É significativo que nesse assunto o maior dos teólogos místicos seja muito mais cauteloso do que outras autoridades. Concordam em geral os teólogos católicos em proibir à alma contemplativa a busca de visões, locuções e outras experiências do gênero. Estão também de acordo em encorajar as almas avançadas e bem dispostas a querer a verdadeira contemplação e união mística, compreendida como união com Deus na perfeita caridade. Muitos teólogos são, no entanto, mais tolerantes do que S. João da Cruz, permitindo a aceitação das visões ou locuções, que ocorrerem.

(...) A falsa mística prolifera onde existe um desordenado apetite por experiências desse gênero. Não é falsa mística ter visões. O que é falso é fazer a mística essencialmente consistir em visões. É também falsa mística atribuir a tais manifestações uma importância maior do que às verdades reveladas por Deus à Igreja, e que são objeto da fé teologal. É certamente falso misticismo seguir um caminho que leva a experiências espetaculares, em vez de tender à obscura união com Deus. A perfeição espiritual não consiste em tais experiências, como se não fosse possível ser santo sem elas.
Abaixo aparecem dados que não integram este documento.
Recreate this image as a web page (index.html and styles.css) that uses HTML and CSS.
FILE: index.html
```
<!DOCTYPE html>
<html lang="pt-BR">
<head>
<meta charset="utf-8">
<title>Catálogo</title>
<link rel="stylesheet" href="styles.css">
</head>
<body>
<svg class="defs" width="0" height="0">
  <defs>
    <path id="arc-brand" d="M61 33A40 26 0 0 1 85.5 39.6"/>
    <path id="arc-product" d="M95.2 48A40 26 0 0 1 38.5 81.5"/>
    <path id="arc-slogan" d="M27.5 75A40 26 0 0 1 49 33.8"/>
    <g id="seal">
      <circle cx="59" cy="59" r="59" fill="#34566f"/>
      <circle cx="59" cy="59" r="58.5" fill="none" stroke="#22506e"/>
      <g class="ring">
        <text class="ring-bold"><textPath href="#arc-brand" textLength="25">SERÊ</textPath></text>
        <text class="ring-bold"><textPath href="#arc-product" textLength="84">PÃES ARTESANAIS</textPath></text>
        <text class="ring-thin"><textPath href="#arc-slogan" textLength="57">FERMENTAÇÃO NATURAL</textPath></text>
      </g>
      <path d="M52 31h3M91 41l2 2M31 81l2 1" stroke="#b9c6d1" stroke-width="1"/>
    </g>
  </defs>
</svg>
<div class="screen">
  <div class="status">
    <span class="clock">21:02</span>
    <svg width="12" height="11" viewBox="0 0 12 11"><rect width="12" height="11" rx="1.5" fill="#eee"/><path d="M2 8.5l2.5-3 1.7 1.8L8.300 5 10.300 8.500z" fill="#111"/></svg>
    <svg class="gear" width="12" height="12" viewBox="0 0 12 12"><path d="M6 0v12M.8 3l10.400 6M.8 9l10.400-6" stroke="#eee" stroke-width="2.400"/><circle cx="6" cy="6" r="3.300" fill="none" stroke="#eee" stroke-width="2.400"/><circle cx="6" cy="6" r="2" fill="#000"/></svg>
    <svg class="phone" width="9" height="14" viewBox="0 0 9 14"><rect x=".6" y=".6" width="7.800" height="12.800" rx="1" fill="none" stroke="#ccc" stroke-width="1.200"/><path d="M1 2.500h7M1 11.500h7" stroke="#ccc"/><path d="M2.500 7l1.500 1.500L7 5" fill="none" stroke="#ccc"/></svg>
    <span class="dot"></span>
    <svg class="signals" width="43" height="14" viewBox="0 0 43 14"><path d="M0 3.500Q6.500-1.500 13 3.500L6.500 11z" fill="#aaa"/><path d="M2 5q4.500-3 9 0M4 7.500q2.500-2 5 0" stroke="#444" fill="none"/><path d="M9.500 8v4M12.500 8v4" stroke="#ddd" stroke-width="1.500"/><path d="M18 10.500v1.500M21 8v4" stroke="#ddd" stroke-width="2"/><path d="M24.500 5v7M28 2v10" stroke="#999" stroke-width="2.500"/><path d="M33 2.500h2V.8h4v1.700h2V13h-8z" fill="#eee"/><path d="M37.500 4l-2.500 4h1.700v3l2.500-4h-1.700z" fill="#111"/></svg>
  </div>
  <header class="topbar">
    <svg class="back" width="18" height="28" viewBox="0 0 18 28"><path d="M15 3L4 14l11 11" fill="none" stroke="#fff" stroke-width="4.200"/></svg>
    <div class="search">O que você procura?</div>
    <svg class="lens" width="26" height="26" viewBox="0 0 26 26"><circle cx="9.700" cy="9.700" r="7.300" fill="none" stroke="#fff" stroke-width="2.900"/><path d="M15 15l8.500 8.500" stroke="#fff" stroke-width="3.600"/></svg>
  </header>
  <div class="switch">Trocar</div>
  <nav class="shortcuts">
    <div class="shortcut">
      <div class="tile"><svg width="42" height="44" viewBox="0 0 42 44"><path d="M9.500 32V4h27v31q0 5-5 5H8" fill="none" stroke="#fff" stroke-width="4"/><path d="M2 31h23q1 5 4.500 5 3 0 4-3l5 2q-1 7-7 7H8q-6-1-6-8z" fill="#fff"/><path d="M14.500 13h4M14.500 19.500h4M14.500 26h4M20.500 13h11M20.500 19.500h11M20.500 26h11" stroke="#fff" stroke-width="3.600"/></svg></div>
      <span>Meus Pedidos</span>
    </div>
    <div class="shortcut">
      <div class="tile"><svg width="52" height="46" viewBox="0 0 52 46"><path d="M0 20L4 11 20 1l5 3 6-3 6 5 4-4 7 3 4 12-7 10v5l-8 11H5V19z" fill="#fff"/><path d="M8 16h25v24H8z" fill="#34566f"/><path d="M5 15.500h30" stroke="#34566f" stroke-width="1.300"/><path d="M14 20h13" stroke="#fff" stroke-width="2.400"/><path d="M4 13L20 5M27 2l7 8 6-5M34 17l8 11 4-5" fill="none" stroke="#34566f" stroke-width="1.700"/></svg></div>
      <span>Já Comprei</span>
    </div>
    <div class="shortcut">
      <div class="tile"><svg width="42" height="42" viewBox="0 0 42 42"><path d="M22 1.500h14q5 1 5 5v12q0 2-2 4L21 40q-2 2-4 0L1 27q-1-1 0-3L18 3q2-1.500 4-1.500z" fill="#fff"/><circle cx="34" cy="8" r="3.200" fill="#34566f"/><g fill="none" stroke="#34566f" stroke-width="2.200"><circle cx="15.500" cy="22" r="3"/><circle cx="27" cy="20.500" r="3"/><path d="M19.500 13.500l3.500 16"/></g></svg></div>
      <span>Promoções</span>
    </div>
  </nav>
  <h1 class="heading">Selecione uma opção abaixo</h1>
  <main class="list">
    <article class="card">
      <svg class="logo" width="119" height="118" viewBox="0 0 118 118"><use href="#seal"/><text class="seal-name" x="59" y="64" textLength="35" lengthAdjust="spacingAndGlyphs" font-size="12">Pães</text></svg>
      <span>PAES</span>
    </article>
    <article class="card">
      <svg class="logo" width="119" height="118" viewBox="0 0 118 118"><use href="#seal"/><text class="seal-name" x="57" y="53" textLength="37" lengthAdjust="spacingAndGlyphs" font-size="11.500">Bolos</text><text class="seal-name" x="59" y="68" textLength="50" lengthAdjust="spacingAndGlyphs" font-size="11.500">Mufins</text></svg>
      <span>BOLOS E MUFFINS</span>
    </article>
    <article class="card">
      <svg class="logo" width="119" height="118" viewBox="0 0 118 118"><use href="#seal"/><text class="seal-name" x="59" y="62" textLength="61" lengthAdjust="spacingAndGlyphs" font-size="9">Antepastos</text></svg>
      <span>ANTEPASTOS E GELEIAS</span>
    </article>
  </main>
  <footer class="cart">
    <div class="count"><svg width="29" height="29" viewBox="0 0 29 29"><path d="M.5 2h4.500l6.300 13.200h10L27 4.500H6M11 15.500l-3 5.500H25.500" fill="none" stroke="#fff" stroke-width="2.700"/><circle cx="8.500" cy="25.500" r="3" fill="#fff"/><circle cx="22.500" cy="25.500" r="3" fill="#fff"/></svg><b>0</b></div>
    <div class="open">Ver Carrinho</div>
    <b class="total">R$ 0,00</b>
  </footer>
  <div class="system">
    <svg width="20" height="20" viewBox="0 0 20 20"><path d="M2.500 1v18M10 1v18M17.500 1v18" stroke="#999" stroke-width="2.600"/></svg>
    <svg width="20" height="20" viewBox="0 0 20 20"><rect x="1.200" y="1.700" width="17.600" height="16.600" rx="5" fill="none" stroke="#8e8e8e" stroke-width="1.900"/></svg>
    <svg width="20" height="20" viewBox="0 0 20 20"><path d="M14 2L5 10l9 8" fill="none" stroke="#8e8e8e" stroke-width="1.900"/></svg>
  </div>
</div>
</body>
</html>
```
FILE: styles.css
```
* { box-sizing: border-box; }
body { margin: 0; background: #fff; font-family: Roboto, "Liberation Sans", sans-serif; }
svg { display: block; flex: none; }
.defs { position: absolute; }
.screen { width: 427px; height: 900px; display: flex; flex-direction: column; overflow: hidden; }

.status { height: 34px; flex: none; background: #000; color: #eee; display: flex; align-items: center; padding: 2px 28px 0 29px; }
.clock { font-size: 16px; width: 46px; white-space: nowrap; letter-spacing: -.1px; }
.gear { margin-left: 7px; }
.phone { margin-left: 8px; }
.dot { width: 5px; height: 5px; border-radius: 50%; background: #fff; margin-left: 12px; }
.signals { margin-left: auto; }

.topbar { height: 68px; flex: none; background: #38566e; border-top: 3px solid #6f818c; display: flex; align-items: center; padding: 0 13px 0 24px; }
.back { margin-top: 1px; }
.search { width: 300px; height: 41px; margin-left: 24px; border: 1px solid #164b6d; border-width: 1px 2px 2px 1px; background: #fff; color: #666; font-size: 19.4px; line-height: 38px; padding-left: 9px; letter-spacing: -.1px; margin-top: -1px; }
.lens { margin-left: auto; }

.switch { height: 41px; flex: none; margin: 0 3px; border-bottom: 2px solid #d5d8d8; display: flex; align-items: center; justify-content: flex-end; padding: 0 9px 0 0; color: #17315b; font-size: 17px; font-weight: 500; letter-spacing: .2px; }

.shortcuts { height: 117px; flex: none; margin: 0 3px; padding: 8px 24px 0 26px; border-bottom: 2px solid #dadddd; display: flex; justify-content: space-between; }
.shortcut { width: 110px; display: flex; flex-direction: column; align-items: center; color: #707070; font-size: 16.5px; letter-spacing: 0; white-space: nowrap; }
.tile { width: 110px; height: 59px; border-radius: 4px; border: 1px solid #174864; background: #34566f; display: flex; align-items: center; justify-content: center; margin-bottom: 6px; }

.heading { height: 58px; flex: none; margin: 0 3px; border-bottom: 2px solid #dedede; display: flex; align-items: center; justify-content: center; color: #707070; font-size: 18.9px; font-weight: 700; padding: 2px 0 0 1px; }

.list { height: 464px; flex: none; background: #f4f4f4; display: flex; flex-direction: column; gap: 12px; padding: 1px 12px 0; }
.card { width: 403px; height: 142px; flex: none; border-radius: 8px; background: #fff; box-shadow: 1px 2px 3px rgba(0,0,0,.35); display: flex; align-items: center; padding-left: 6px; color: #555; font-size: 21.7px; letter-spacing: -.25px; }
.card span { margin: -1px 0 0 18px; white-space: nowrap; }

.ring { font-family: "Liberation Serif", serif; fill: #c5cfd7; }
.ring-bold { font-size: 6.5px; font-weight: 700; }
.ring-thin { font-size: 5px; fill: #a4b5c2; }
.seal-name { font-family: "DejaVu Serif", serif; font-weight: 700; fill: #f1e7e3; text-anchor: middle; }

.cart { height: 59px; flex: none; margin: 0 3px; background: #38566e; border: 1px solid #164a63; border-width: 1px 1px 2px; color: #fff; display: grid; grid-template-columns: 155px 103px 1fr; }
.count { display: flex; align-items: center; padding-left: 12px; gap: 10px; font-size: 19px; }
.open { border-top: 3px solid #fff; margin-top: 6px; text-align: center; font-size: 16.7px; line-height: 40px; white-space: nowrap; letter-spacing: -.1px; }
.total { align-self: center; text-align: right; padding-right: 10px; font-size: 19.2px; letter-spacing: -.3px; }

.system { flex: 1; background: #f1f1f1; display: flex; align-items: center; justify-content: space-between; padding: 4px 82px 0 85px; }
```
Em suma, as considerações que fizemos sobre o falso misticismo nos mostram que ele não só desconhece o papel do conhecimento e do amor na contemplação, mas também ignora a própria essência desta. Ou rejeita todo conhecimento de Deus, ou aspira a um "maravilhoso" conhecimento que exorbita da fé e não constitui, em verdade, um conhecimento de Deus. A contemplação lhe parece ora um amor sem conhecimento, ora um conhecimento sem amor. O resultado desse falso misticismo é desviar-nos do verdadeiro fim, para procurar, em vez da dádiva do nosso ser a Deus, o gozo de experiências exaltantes.

(...) um dos [sinais] mais proeminentes [da falsa mística] será a rejeição contumaz da razão, da filosofia, da verdade teológica, e da autoridade dogmática da Igreja ensinante.

Thomas Merton, Ascensão para a Verdade.